Surely when I find time I will convert this into latex.


You cannot assume $f, g$ are sine and consine. For example, if $f$ and $g$ is a Payneful pair, so is $-f$ and $g$. Therefore they are not unique.

(a) Let $x=y=0$ in the identities, then $$f(0)=2f(0)g(0)\Leftrightarrow f(0)(1-2g(0))=0$$ $$g(0)=g(0)^2-f(0)^2$$ If $g(0)=\frac{1}{2}$, then $f(0)^2=g(0)^2-g(0)<0$. Thus $f(0)=0$, and $$g(0)=g(0)^2\Leftrightarrow g(0)=0 \text{ or }g(0)=1$$ If $g(0)=0$, then $f(a)=f(a)g(0)+g(a)f(0)=0$. Thus $g(0)=1$.
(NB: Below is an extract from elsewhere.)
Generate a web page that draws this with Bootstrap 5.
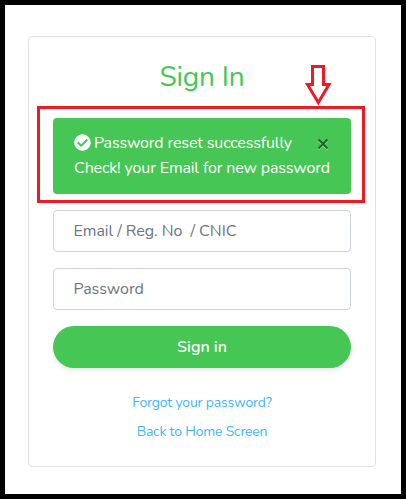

(b) It's easy to show $$h(x+y)=h(x)h(y)$$ Thus by part (a), $$h(5)h(-5)=h(0)=1$$

(c) The conditions imply that $h(x)$ is bounded. If $|h(x)|>1$, then $|h(nx)|=|h(x)^n|\rightarrow\infty$ as $n\rightarrow\infty$. Therefore $|h(x)|\le 1$. Note that $h(x)h(-x)=h(0)=1$, we have $|h(x)||h(-x)|=1$ and by $|h(x)|, |h(-x)|\le 1$, we must have $|h(x)|=|h(-x)|=1$ for arbitrary $x$. And since $h(x)\ge 0$ as a sum of squares, we must have $h(x)=1$ for all $x$.